This is a suit in equity by ten taxable inhabitants of Boston under G. L. c. 40, § 53, to restrain the proposed expenditure of public money for a purpose alleged to be unlawful. The facts are that an order was passed by the city council of Boston and approved by the mayor providing that “the Executive Committee for the City Council be authorized to expend, subject to the approval of the Mayor, a sum not exceeding $2,500 for an investigation as to the advisability of establishing a hospital for chronic diseases at Parker Hill . . . .” The executive committee consists of all the members of the city council. It is proposed to expend the sum thus appropriated, or a substantial part of it, to cover the costs of a trip by the members of the city council to various cities of this country for the purpose of investigating hospitals for chronic diseases. At the time of the passage of the order there was pending before the city council an order forwarded to it by the mayor ‘ ‘ seeking an appropriation exceeding $1,000,000 for the establishment of a hospital for chronic diseases at Parker Hill,” and the “city council was unable to determine the advisability of the passage of such appropriation order because of lack of information concerning the same,” wherefore the mayor recommended the passage of the order here in question.
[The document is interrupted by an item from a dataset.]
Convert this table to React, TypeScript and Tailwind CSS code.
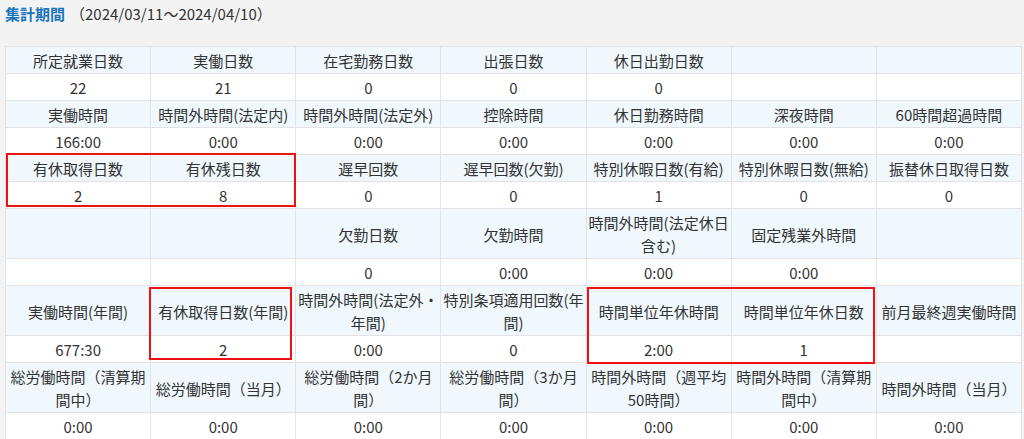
import React from "react";

type Row = { head: boolean; cells: string[] };

// 集計テーブル（見出し行と値行が交互）
const rows: Row[] = [
  { head: true, cells: ["所定就業日数", "実働日数", "在宅勤務日数", "出張日数", "休日出勤日数", "", ""] },
  { head: false, cells: ["22", "21", "0", "0", "0", "", ""] },
  { head: true, cells: ["実働時間", "時間外時間(法定内)", "時間外時間(法定外)", "控除時間", "休日勤務時間", "深夜時間", "60時間超過時間"] },
  { head: false, cells: ["166:00", "0:00", "0:00", "0:00", "0:00", "0:00", "0:00"] },
  { head: true, cells: ["有休取得日数", "有休残日数", "遅早回数", "遅早回数(欠勤)", "特別休暇日数(有給)", "特別休暇日数(無給)", "振替休日取得日数"] },
  { head: false, cells: ["2", "8", "0", "0", "1", "0", "0"] },
  { head: true, cells: ["", "", "欠勤日数", "欠勤時間", "時間外時間(法定休日含む)", "固定残業外時間", ""] },
  { head: false, cells: ["", "", "0", "0:00", "0:00", "0:00", ""] },
  { head: true, cells: ["実働時間(年間)", "有休取得日数(年間)", "時間外時間(法定外・年間)", "特別条項適用回数(年間)", "時間単位年休時間", "時間単位年休日数", "前月最終週実働時間"] },
  { head: false, cells: ["677:30", "2", "0:00", "0", "2:00", "1", ""] },
  { head: true, cells: ["総労働時間（清算期間中）", "総労働時間（当月）", "総労働時間（2か月間）", "総労働時間（3か月間）", "時間外時間（週平均50時間）", "時間外時間（清算期間中）", "時間外時間（当月）"] },
  { head: false, cells: ["0:00", "0:00", "0:00", "0:00", "0:00", "0:00", "0:00"] },
];

export default function App() {
  return (
    <div className="min-h-[439px] bg-[#f3f3f3] px-[5px] pt-[2px] font-['Noto_Sans_CJK_JP','Noto_Sans',sans-serif] text-[#333]">
      <div className="flex items-baseline gap-[5px] text-[15px] leading-[24px]">
        <span className="font-bold text-[#1b75bb]">集計期間</span>
        <span>（2024/03/11～2024/04/10）</span>
      </div>

      <div className="relative mt-[20px] w-[1017px]">
        <table className="w-full table-fixed border-collapse text-[15px] leading-[23px]">
          <tbody>
            {rows.map((row, i) => (
              <tr key={i} className={row.head ? "bg-[#f0f8fd]" : "bg-white"}>
                {row.cells.map((c, j) => (
                  <td
                    key={j}
                    className="border border-[#e3e3e3] px-px pt-[2px] pb-[1px] text-center align-middle"
                  >
                    {c}
                  </td>
                ))}
              </tr>
            ))}
          </tbody>
        </table>

        {/* 強調枠 */}
        <div className="pointer-events-none absolute left-[1px] top-[107px] h-[54px] w-[290px] border-2 border-[#ee1111]" />
        <div className="pointer-events-none absolute left-[144px] top-[241px] h-[73px] w-[143px] border-2 border-[#ee1111]" />
        <div className="pointer-events-none absolute left-[582px] top-[241px] h-[77px] w-[288px] border-2 border-[#ee1111]" />
      </div>
    </div>
  );
}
It is provided in the amended charter of the city of Boston, St. 1909, c. 486, § 49: “Each member of the city council shall be paid an annual salary of fifteen hundred dollars; and no other sum shall be paid from the city treasury for *52or on account of any personal expenses directly or indirectly incurred by or in behalf of any member of said council.” This is a sweeping prohibition. It contains no exception. The words constitute an unmistakable legislative mandate against payment of every form of personal expense of members of the city council out of the public funds. The words are not restricted in any respect. They are not confined to mere private entertainment, dissociated from any pretence of public service. They comprehend every kind of personal expense, no matter how close its connection with the public service may be thought to be. If it be assumed, but without so deciding, that payment of such expenses might otherwise be lawful under the phrase, “all other necessary charges” of a municipality, G. L. c. 40, § 5, cl. 30, the positive and unequivocal forbiddance of payment of such expenses in St. 1909, c. 486, § 49, overcomes and nullifies such general permission. The latter is a special statute applicable to Boston alone and adapted to what the Legislature regarded as its peculiar needs. No words of general permission can stand against such particular and positive prohibition.
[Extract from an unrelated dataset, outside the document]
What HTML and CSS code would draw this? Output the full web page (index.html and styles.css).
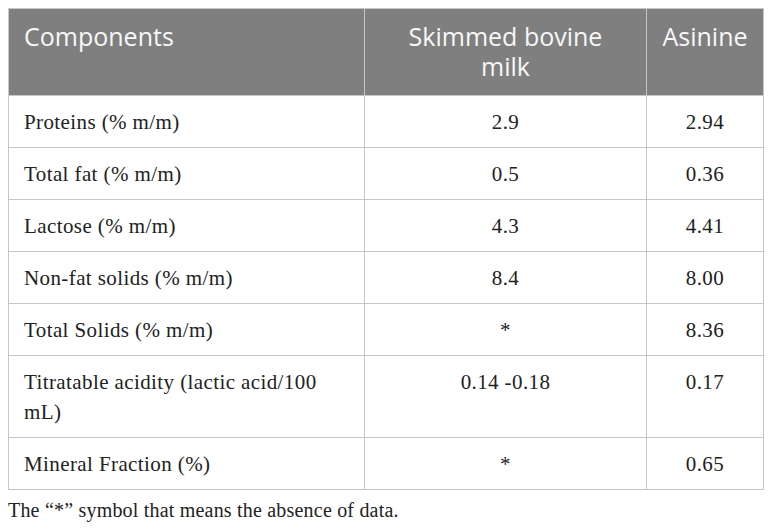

It is plain that the costs of a trip by members of the city council to various cities of the country constitute personal expenses of such members. According to the common and approved usage of the language, scarcely any expenses more strictly personal can be imagined than those arising from travel. Money paid for transportation, food and lodging constitute as intimate personal expenses as disbursements for any purpose.
It seems hardly thinkable that the Legislature should have found it necessary to enact a statute of this nature with reference “only to such personal expenses of the city council which might be incurred for the special and individual benefit of the members for their own pleasure, comfort and enjoyment” without any shadow of connection with the public service, as argued in behalf of the defendants. At all events, the statutory words of § 49 are not susceptible of any such constricted meaning and interpretation.
The provisions of St. 1914, c. 274, clearly are not applicable to the facts here disclosed.
*53It has been argued in behalf of the defendants that the questions presented by this suit “have been rendered moot” because “The investigation . . . has already been made and the money appropriated . . . has abeady been expended.” There are two answers to this argument. 1. There is nothing in the record to warrant it. No facts of that nature or supporting such an inference are set forth in the findings. 2. Even if it had been found as a fact that after the institution of the suit the money had been expended, the questions here raised would not necessarily be moot, but might be quite real and practical. Frost v. Belmont, 6 Allen, 152, 157. Fuller v. Trustees of Deerfield Academy, 252 Mass. 258, 260.
It follows that the plaintiffs are entitled to relief.
Decree reversed.
Decree to be entered in favor of plaintiffs.